### DESCRIPTION OF THE TASK
Extract the listing in its entirety, keeping each line identical to the original.

### SOURCE EXCERPT
________

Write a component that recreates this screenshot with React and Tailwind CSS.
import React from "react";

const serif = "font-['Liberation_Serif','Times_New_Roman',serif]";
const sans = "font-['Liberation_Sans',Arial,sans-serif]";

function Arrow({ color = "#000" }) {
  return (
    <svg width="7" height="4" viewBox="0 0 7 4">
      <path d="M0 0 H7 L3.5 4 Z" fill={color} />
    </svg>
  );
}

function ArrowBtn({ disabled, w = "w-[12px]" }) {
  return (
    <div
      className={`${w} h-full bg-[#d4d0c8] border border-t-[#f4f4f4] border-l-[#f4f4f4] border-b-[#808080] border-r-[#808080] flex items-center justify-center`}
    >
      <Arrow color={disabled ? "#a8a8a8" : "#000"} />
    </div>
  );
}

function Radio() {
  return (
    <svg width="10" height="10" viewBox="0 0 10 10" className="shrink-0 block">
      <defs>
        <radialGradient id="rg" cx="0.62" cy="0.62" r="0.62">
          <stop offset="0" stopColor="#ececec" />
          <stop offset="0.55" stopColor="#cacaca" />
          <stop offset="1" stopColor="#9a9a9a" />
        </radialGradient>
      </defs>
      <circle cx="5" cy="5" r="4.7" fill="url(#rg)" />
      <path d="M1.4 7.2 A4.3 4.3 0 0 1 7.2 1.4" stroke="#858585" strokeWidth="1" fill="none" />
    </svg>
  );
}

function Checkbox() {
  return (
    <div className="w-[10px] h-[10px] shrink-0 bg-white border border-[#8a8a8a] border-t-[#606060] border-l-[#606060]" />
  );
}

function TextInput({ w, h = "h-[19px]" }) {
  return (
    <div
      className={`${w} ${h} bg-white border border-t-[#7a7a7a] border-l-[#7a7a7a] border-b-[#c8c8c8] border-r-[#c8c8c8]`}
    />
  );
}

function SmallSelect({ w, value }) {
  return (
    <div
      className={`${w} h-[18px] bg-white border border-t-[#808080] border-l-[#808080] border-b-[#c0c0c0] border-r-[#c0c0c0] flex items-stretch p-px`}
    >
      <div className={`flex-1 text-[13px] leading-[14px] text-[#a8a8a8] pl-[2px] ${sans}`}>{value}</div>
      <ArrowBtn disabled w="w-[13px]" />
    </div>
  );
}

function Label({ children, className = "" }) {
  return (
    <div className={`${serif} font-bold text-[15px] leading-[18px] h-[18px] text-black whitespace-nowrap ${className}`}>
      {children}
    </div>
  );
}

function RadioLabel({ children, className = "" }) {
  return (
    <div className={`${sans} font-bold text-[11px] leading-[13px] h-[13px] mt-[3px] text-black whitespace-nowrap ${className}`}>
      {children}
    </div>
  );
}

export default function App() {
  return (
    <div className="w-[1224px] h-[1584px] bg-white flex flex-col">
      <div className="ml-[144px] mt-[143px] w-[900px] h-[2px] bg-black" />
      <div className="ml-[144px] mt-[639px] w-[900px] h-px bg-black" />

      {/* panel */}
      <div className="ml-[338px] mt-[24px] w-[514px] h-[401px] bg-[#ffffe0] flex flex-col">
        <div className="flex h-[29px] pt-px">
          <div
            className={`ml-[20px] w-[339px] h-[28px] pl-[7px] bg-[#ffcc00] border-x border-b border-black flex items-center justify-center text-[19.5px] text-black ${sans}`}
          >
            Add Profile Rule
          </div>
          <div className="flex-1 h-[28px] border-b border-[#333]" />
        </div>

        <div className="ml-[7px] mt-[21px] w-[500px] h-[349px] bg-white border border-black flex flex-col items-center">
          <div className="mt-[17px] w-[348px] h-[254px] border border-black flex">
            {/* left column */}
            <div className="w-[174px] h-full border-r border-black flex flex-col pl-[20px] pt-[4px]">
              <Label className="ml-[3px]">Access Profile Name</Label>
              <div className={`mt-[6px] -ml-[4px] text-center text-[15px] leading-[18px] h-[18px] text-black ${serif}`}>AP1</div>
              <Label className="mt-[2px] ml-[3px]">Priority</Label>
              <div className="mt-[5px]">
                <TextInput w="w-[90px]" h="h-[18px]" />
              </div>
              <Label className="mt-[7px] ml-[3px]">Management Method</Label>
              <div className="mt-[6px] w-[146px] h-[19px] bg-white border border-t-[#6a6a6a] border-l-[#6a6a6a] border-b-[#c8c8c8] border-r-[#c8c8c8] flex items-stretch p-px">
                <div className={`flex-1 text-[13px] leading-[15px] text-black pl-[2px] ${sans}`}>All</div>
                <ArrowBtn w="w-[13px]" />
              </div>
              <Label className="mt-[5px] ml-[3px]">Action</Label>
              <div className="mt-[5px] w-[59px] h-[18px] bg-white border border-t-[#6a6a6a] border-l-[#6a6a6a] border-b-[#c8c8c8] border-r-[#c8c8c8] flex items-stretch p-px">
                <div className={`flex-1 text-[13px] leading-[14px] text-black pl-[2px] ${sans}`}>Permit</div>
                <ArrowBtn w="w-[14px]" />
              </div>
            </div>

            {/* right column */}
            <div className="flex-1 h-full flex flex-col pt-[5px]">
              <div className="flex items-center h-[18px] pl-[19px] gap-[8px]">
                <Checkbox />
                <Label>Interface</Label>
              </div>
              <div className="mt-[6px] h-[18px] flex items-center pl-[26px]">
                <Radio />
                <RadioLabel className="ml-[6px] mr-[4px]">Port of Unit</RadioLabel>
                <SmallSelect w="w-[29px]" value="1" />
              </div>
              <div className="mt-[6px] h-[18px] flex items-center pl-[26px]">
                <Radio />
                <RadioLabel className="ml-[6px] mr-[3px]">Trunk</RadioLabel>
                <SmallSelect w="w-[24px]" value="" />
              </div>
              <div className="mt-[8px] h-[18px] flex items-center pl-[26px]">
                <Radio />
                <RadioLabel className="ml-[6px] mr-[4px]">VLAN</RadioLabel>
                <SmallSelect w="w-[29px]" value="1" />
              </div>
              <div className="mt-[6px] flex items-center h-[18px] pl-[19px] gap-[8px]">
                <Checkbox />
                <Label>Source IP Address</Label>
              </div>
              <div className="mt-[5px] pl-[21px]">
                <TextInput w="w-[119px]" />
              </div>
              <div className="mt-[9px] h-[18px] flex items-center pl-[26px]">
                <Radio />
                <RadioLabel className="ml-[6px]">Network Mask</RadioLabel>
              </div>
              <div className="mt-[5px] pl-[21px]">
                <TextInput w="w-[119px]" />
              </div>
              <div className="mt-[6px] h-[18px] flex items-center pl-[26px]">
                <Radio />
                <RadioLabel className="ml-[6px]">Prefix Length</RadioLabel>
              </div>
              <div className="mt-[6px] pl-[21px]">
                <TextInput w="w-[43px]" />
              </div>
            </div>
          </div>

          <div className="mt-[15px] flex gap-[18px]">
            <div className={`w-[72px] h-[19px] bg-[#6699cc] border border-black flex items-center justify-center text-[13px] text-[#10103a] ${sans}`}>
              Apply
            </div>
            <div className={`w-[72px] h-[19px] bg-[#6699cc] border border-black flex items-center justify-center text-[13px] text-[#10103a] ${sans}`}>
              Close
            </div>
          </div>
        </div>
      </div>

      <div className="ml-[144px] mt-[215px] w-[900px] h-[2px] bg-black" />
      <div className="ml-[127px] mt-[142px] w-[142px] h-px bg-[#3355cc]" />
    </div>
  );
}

________

### CORRECT RESULT
Write a component that recreates this screenshot with React and Tailwind CSS.
import React from "react";

const serif = "font-['Liberation_Serif','Times_New_Roman',serif]";
const sans = "font-['Liberation_Sans',Arial,sans-serif]";

function Arrow({ color = "#000" }) {
  return (
    <svg width="7" height="4" viewBox="0 0 7 4">
      <path d="M0 0 H7 L3.5 4 Z" fill={color} />
    </svg>
  );
}

function ArrowBtn({ disabled, w = "w-[12px]" }) {
  return (
    <div
      className={`${w} h-full bg-[#d4d0c8] border border-t-[#f4f4f4] border-l-[#f4f4f4] border-b-[#808080] border-r-[#808080] flex items-center justify-center`}
    >
      <Arrow color={disabled ? "#a8a8a8" : "#000"} />
    </div>
  );
}

function Radio() {
  return (
    <svg width="10" height="10" viewBox="0 0 10 10" className="shrink-0 block">
      <defs>
        <radialGradient id="rg" cx="0.62" cy="0.62" r="0.62">
          <stop offset="0" stopColor="#ececec" />
          <stop offset="0.55" stopColor="#cacaca" />
          <stop offset="1" stopColor="#9a9a9a" />
        </radialGradient>
      </defs>
      <circle cx="5" cy="5" r="4.7" fill="url(#rg)" />
      <path d="M1.4 7.2 A4.3 4.3 0 0 1 7.2 1.4" stroke="#858585" strokeWidth="1" fill="none" />
    </svg>
  );
}

function Checkbox() {
  return (
    <div className="w-[10px] h-[10px] shrink-0 bg-white border border-[#8a8a8a] border-t-[#606060] border-l-[#606060]" />
  );
}

function TextInput({ w, h = "h-[19px]" }) {
  return (
    <div
      className={`${w} ${h} bg-white border border-t-[#7a7a7a] border-l-[#7a7a7a] border-b-[#c8c8c8] border-r-[#c8c8c8]`}
    />
  );
}

function SmallSelect({ w, value }) {
  return (
    <div
      className={`${w} h-[18px] bg-white border border-t-[#808080] border-l-[#808080] border-b-[#c0c0c0] border-r-[#c0c0c0] flex items-stretch p-px`}
    >
      <div className={`flex-1 text-[13px] leading-[14px] text-[#a8a8a8] pl-[2px] ${sans}`}>{value}</div>
      <ArrowBtn disabled w="w-[13px]" />
    </div>
  );
}

function Label({ children, className = "" }) {
  return (
    <div className={`${serif} font-bold text-[15px] leading-[18px] h-[18px] text-black whitespace-nowrap ${className}`}>
      {children}
    </div>
  );
}

function RadioLabel({ children, className = "" }) {
  return (
    <div className={`${sans} font-bold text-[11px] leading-[13px] h-[13px] mt-[3px] text-black whitespace-nowrap ${className}`}>
      {children}
    </div>
  );
}

export default function App() {
  return (
    <div className="w-[1224px] h-[1584px] bg-white flex flex-col">
      <div className="ml-[144px] mt-[143px] w-[900px] h-[2px] bg-black" />
      <div className="ml-[144px] mt-[639px] w-[900px] h-px bg-black" />

      {/* panel */}
      <div className="ml-[338px] mt-[24px] w-[514px] h-[401px] bg-[#ffffe0] flex flex-col">
        <div className="flex h-[29px] pt-px">
          <div
            className={`ml-[20px] w-[339px] h-[28px] pl-[7px] bg-[#ffcc00] border-x border-b border-black flex items-center justify-center text-[19.5px] text-black ${sans}`}
          >
            Add Profile Rule
          </div>
          <div className="flex-1 h-[28px] border-b border-[#333]" />
        </div>

        <div className="ml-[7px] mt-[21px] w-[500px] h-[349px] bg-white border border-black flex flex-col items-center">
          <div className="mt-[17px] w-[348px] h-[254px] border border-black flex">
            {/* left column */}
            <div className="w-[174px] h-full border-r border-black flex flex-col pl-[20px] pt-[4px]">
              <Label className="ml-[3px]">Access Profile Name</Label>
              <div className={`mt-[6px] -ml-[4px] text-center text-[15px] leading-[18px] h-[18px] text-black ${serif}`}>AP1</div>
              <Label className="mt-[2px] ml-[3px]">Priority</Label>
              <div className="mt-[5px]">
                <TextInput w="w-[90px]" h="h-[18px]" />
              </div>
              <Label className="mt-[7px] ml-[3px]">Management Method</Label>
              <div className="mt-[6px] w-[146px] h-[19px] bg-white border border-t-[#6a6a6a] border-l-[#6a6a6a] border-b-[#c8c8c8] border-r-[#c8c8c8] flex items-stretch p-px">
                <div className={`flex-1 text-[13px] leading-[15px] text-black pl-[2px] ${sans}`}>All</div>
                <ArrowBtn w="w-[13px]" />
              </div>
              <Label className="mt-[5px] ml-[3px]">Action</Label>
              <div className="mt-[5px] w-[59px] h-[18px] bg-white border border-t-[#6a6a6a] border-l-[#6a6a6a] border-b-[#c8c8c8] border-r-[#c8c8c8] flex items-stretch p-px">
                <div className={`flex-1 text-[13px] leading-[14px] text-black pl-[2px] ${sans}`}>Permit</div>
                <ArrowBtn w="w-[14px]" />
              </div>
            </div>

            {/* right column */}
            <div className="flex-1 h-full flex flex-col pt-[5px]">
              <div className="flex items-center h-[18px] pl-[19px] gap-[8px]">
                <Checkbox />
                <Label>Interface</Label>
              </div>
              <div className="mt-[6px] h-[18px] flex items-center pl-[26px]">
                <Radio />
                <RadioLabel className="ml-[6px] mr-[4px]">Port of Unit</RadioLabel>
                <SmallSelect w="w-[29px]" value="1" />
              </div>
              <div className="mt-[6px] h-[18px] flex items-center pl-[26px]">
                <Radio />
                <RadioLabel className="ml-[6px] mr-[3px]">Trunk</RadioLabel>
                <SmallSelect w="w-[24px]" value="" />
              </div>
              <div className="mt-[8px] h-[18px] flex items-center pl-[26px]">
                <Radio />
                <RadioLabel className="ml-[6px] mr-[4px]">VLAN</RadioLabel>
                <SmallSelect w="w-[29px]" value="1" />
              </div>
              <div className="mt-[6px] flex items-center h-[18px] pl-[19px] gap-[8px]">
                <Checkbox />
                <Label>Source IP Address</Label>
              </div>
              <div className="mt-[5px] pl-[21px]">
                <TextInput w="w-[119px]" />
              </div>
              <div className="mt-[9px] h-[18px] flex items-center pl-[26px]">
                <Radio />
                <RadioLabel className="ml-[6px]">Network Mask</RadioLabel>
              </div>
              <div className="mt-[5px] pl-[21px]">
                <TextInput w="w-[119px]" />
              </div>
              <div className="mt-[6px] h-[18px] flex items-center pl-[26px]">
                <Radio />
                <RadioLabel className="ml-[6px]">Prefix Length</RadioLabel>
              </div>
              <div className="mt-[6px] pl-[21px]">
                <TextInput w="w-[43px]" />
              </div>
            </div>
          </div>

          <div className="mt-[15px] flex gap-[18px]">
            <div className={`w-[72px] h-[19px] bg-[#6699cc] border border-black flex items-center justify-center text-[13px] text-[#10103a] ${sans}`}>
              Apply
            </div>
            <div className={`w-[72px] h-[19px] bg-[#6699cc] border border-black flex items-center justify-center text-[13px] text-[#10103a] ${sans}`}>
              Close
            </div>
          </div>
        </div>
      </div>

      <div className="ml-[144px] mt-[215px] w-[900px] h-[2px] bg-black" />
      <div className="ml-[127px] mt-[142px] w-[142px] h-px bg-[#3355cc]" />
    </div>
  );
}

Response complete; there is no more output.